Follow-up on this. The recommended speed limit changes have not been correctly applied in all cases.

The first exception that I have found so far is Cataract Road. See page 17 of the PDF. http://www.caledon.ca/en/townhall/resources/PW-2015-085.pdf

Previously this was 80 from Charleston Side Road to the north edge of the village (500 m south of Charleston - the table incorrectly states that this used to be a 50 zone although the map of existing speed limits is correct) then 50 through the village all the way to Mississauga Road.
The recommendation was to change it to 60 from Charleston to 500 m south of Charleston, 40 through the village, then 60 from the south edge of the village (850 m east of Mississauga Road) to Mississauga Road. In other words, 40 through the village, 60 outside the village. Fair enough.
What has actually been posted is 40 for the full length of Cataract Road including the parts outside of the village. No one will follow this!

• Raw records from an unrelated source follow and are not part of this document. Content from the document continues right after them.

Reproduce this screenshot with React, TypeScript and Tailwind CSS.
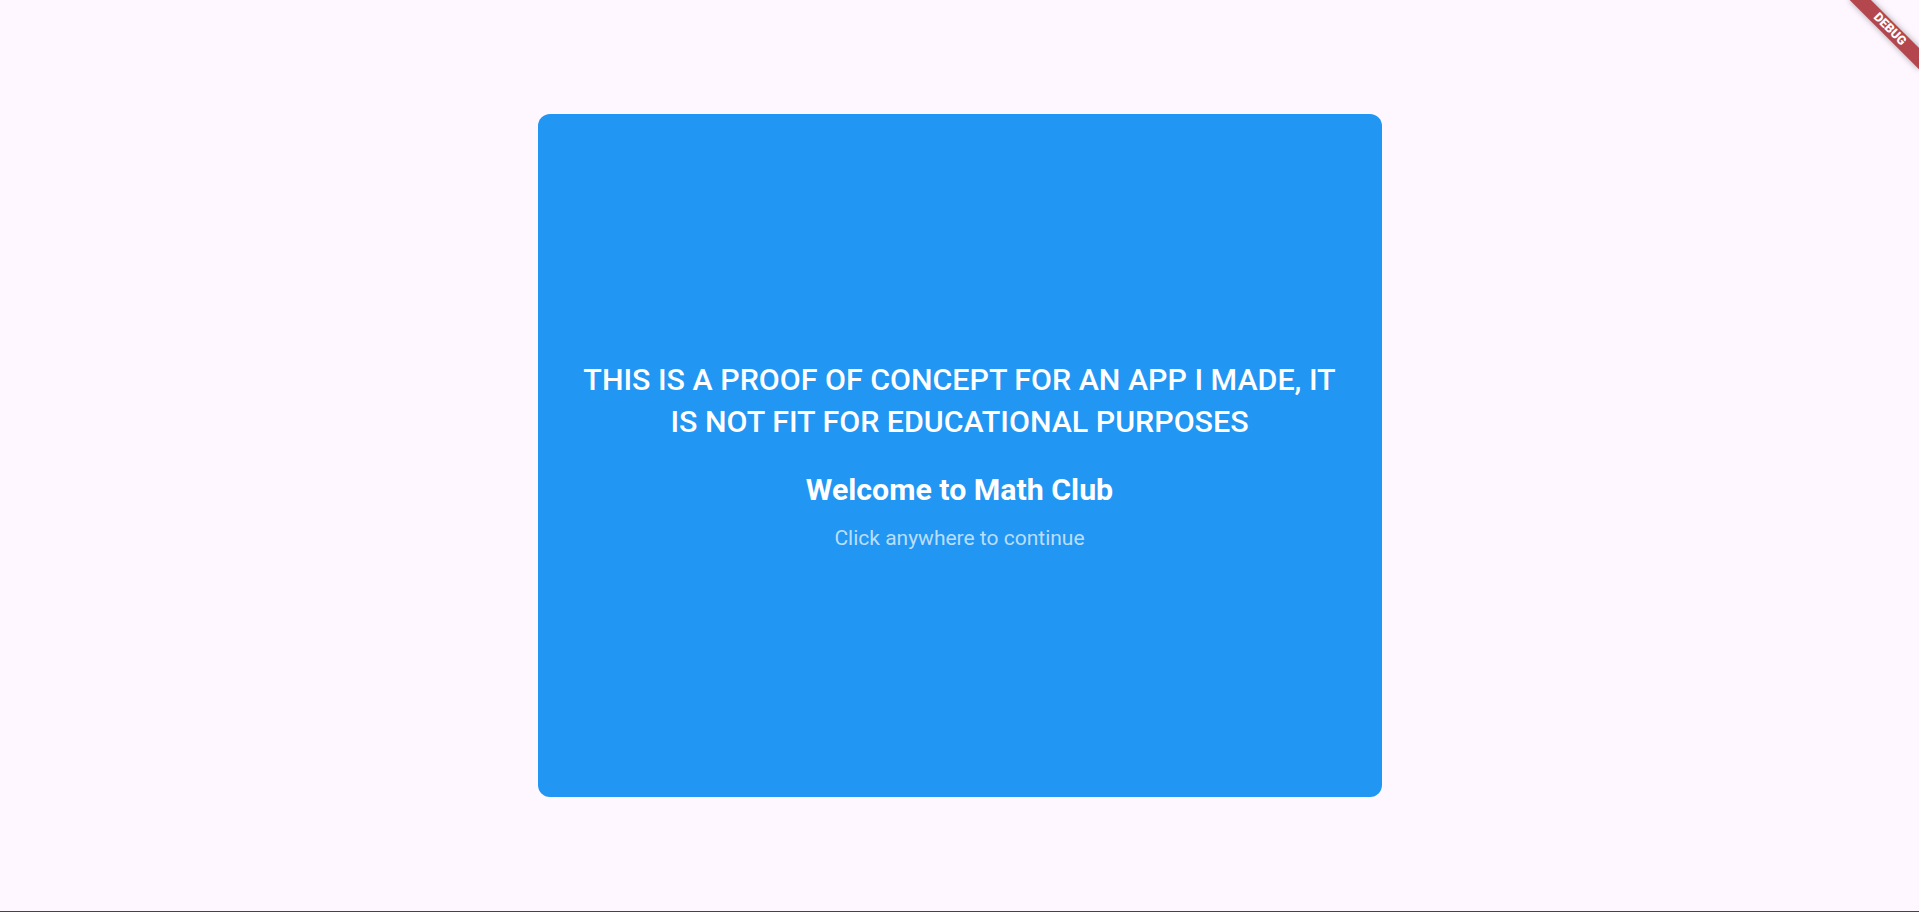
export default function App() {
    return (
        <div className="relative flex h-[912px] w-full flex-col overflow-hidden bg-[#fef7ff] font-['Roboto',sans-serif]">
            <div className="flex flex-1 items-center justify-center">
                <div className="flex h-[683px] w-[844px] flex-col items-center justify-center rounded-[12px] bg-[#2196f3] px-[42px] text-center">
                    <h1 className="text-[30.4px] font-medium leading-[42px] text-white">
                        THIS IS A PROOF OF CONCEPT FOR AN APP I MADE, IT IS NOT FIT FOR EDUCATIONAL PURPOSES
                    </h1>
                    <h2 className="mt-[29px] text-[30.3px] font-bold leading-9 text-white">Welcome to Math Club</h2>
                    <p className="mt-4 text-[21px] leading-7 text-white/70">Click anywhere to continue</p>
                </div>
            </div>
            <div className="h-px w-full bg-[#444444]" />

            {/* debug banner */}
            <div className="absolute right-[-49px] top-[34px] flex h-[15px] w-[98px] origin-[49px_-34px] rotate-45 items-center justify-center bg-[#b3474d] shadow-[0_0_6px_rgba(0,0,0,0.35)]">
                <span className="text-[12.5px] font-black leading-none text-white">DEBUG</span>
            </div>
        </div>
    );
}
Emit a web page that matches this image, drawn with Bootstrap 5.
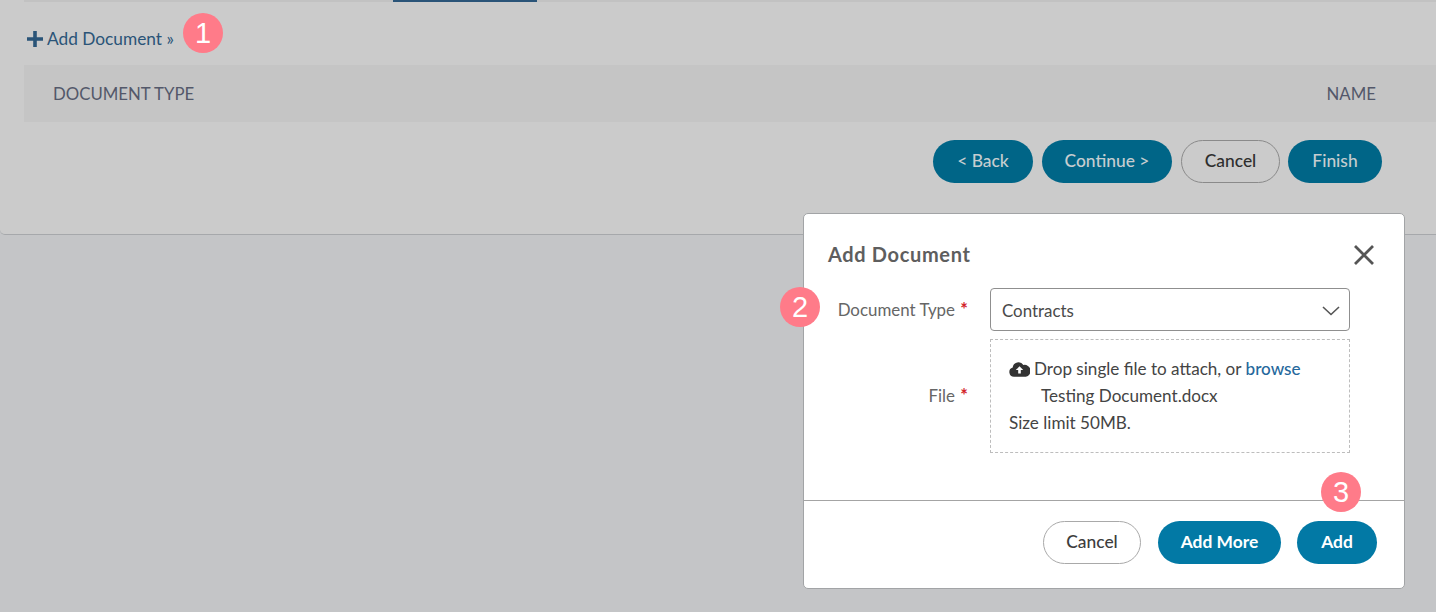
<!DOCTYPE html>
<html lang="en">
<head>
<meta charset="utf-8">
<title>Add Document</title>
<link rel="stylesheet" href="https://cdn.jsdelivr.net/npm/bootstrap@5.3.0/dist/css/bootstrap.min.css">
<style>
html,body{height:612px;overflow:hidden}
body{background:#c4c5c7;font-family:Lato,"Open Sans",sans-serif;font-size:16px;color:#3d3d3d;position:relative}
.sheet{height:235px;background:#cbcbcb;border-bottom:1px solid #a6a8ab;border-bottom-left-radius:5px;padding-left:24px}
.tabline{height:2px;background:#c2c2c2;position:relative}
.tabactive{position:absolute;left:369px;top:0;width:144px;height:2px;background:#2a5478}
.addlink{height:63px;padding:11px 0 0 3px;color:#2a5478;font-size:17.3px;gap:4px}
.addlink svg{display:block}
.thead-band{height:57px;background:#c5c5c5;padding:0 60px 0 29px;color:#53586a;font-size:16.8px}
.wizard-actions{padding:18px 54px 0 0}
.pill{height:43px;border-radius:22px;font-size:17.4px;font-weight:500;padding:0 0 1px;display:inline-flex;align-items:center;justify-content:center;font-family:Lato,sans-serif}
.pill-dim{background:#006587;border:0;color:#c6cdd0}
.pill-dim:hover{background:#006587;color:#c6cdd0}
.pill-ghost{background:transparent;border:1px solid #8a8a8a;color:#2e2e2e}
.pill-main{background:#0279a5;border:0;color:#fff;font-weight:700}
.pill-main:hover{background:#0279a5;color:#fff}
.pill-white{background:#fff;border:1px solid #a9a9a9;color:#3d3d3d;padding-bottom:0}
.w-back{width:100px;margin-right:9px}.w-cont{width:130px;margin-right:9px}.w-can{width:99px;margin-right:8px}.w-fin{width:94px}
.dialog{position:absolute;left:803px;top:213px;width:602px;height:376px;background:#fff;border:1px solid #a2a4a6;border-radius:5px}
.dialog-head{height:74px;padding:5px 29px 0 24px}
.dialog-title{font-size:20px;font-weight:700;color:#5e5e5e;margin:0;letter-spacing:.65px}
.closer{background:none;border:0;padding:0;display:block}
.dialog-body{height:212px}
.lab{width:164px;text-align:right;color:#666;font-size:16.9px;flex:none}
.req{color:#d2232a;font-weight:700;font-size:18px;margin-left:1px}
.row-type{height:44px;margin-bottom:7px}
.row-type .lab{padding-top:8px;align-self:flex-start}
.pickbox{margin-left:22px;width:360px;height:43px;border:1px solid #8f8f8f;border-radius:4px;padding:3px 9px 0 11px;font-size:16.9px;color:#4a4a4a}
.row-file{height:114px}
.file-lab{padding-bottom:2px}
.dropbox{margin-left:22px;width:360px;height:114px;border:1px dashed #bdbdbd;padding:15px 18px;font-size:17.1px;line-height:27px;color:#444}
.dropbox a{color:#25689c;text-decoration:none;font-weight:500}
.indent{padding-left:32px}
.dialog-foot{border-top:1px solid #a4a4a4;height:89px;padding:20px 27px 0 0}
.w-can2{width:98px;margin-right:17px}.w-more{width:123px;margin-right:16px}.w-add{width:80px}
.dot{position:absolute;width:40px;height:40px;border-radius:50%;background:#ff7b89;color:#fff;font-family:"Liberation Sans",Arial,sans-serif;font-size:29px;line-height:40px;text-align:center}
.dot1{left:183px;top:13px}.dot2{left:780px;top:287px}.dot3{left:1321px;top:472px}
</style>
</head>
<body>
<div class="sheet">
  <div class="tabline"><div class="tabactive"></div></div>
  <div class="addlink d-flex align-items-center">
    <svg width="16" height="16" viewBox="0 0 16 16"><path d="M6.2 0h3.6v6.2H16v3.6H9.8V16H6.2V9.8H0V6.2h6.2z" fill="#2a5478"/></svg>
    <span>Add Document »</span>
  </div>
  <div class="thead-band d-flex align-items-center justify-content-between">
    <span>DOCUMENT TYPE</span><span>NAME</span>
  </div>
  <div class="wizard-actions d-flex justify-content-end">
    <button class="btn pill pill-dim w-back">&lt; Back</button>
    <button class="btn pill pill-dim w-cont">Continue &gt;</button>
    <button class="btn pill pill-ghost w-can">Cancel</button>
    <button class="btn pill pill-dim w-fin">Finish</button>
  </div>
</div>

<div class="dialog">
  <div class="dialog-head d-flex align-items-center justify-content-between">
    <h5 class="dialog-title">Add Document</h5>
    <button class="closer" aria-label="Close"><svg width="22" height="22" viewBox="0 0 22 22"><path d="M2 2l18 18M20 2L2 20" stroke="#555" stroke-width="2.8" fill="none"/></svg></button>
  </div>
  <div class="dialog-body">
    <div class="row-type d-flex">
      <div class="lab">Document Type <span class="req">*</span></div>
      <div class="pickbox d-flex align-items-center justify-content-between">
        <span>Contracts</span>
        <svg width="18" height="10" viewBox="0 0 18 10"><path d="M1 1l8 7.5L17 1" stroke="#555" stroke-width="1.6" fill="none"/></svg>
      </div>
    </div>
    <div class="row-file d-flex">
      <div class="lab align-self-center file-lab">File <span class="req">*</span></div>
      <div class="dropbox">
        <div class="d-flex align-items-center gap-1"><svg width="21" height="16" viewBox="0 0 21 16"><path d="M5 15.8a4.7 4.7 0 0 1-1.3-9.2A5.8 5.8 0 0 1 14.4 4 4.3 4.3 0 0 1 16.8 15.8z" fill="#333"/><path d="M10.5 5.2l3.7 3.9h-2.4v3.5H9.2V9.1H6.8z" fill="#fff"/></svg><span>Drop single file to attach, or <a href="#">browse</a></span></div>
        <div class="indent">Testing Document.docx</div>
        <div>Size limit 50MB.</div>
      </div>
    </div>
  </div>
  <div class="dialog-foot d-flex justify-content-end">
    <button class="btn pill pill-white w-can2">Cancel</button>
    <button class="btn pill pill-main w-more">Add More</button>
    <button class="btn pill pill-main w-add">Add</button>
  </div>
</div>

<div class="dot dot1">1</div>
<div class="dot dot2">2</div>
<div class="dot dot3">3</div>
<script src="https://cdn.jsdelivr.net/npm/bootstrap@5.3.0/dist/js/bootstrap.bundle.min.js"></script>
</body>
</html>
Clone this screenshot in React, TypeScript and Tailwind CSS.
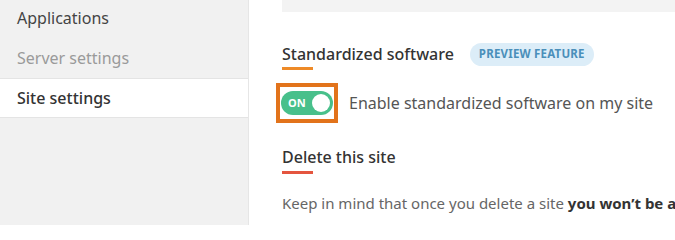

The second exception is the Grange Sideroad. The section from Mississauga Road to Creditview is supposed to change from 50 to 60. The 50 sign is still there. (I doubt if cops patrol this gravel road much)
 
Brian, this report was delayed a year, and some changes were made in that time. Did you compare the posted speeds with the latest report and Council resolution. That could be where further reductions were made.

https://www.caledon.ca/en/townhall/resources/StaffReport2016-92.pdf
https://www.caledon.ca/en/townhall/speed-limits.asp

If there are still errors, you should write to the head of the Works Department outlining these errors. Copy the Mayor, affected Ward Councillors and the City Clerk. They all need to be aware if staff have not followed the direction of Council.
 
They screwed up on Cataract Road by posting the whole thing at 40 instead of just the prescribed section (850 m east of Mississauga Road to 500 m south of Charleston - basically, just the village). But they also screwed up on Chinguacousy Road north of King Street by posting it at 70 instead of 60. That one is not too troubling, but the excessively long 40 zone on either side of Cataract is extremely annoying (I just drove through there today).

Do you live in Caledon? I don't. It would probably carry more weight if it were a resident of Caledon who pointed out the Cataract Road situation.
 
Do you live in Caledon? I don't. It would probably carry more weight if it were a resident of Caledon who pointed out the Cataract Road situation.

No, I'm in Scarborough and hardly get out that way.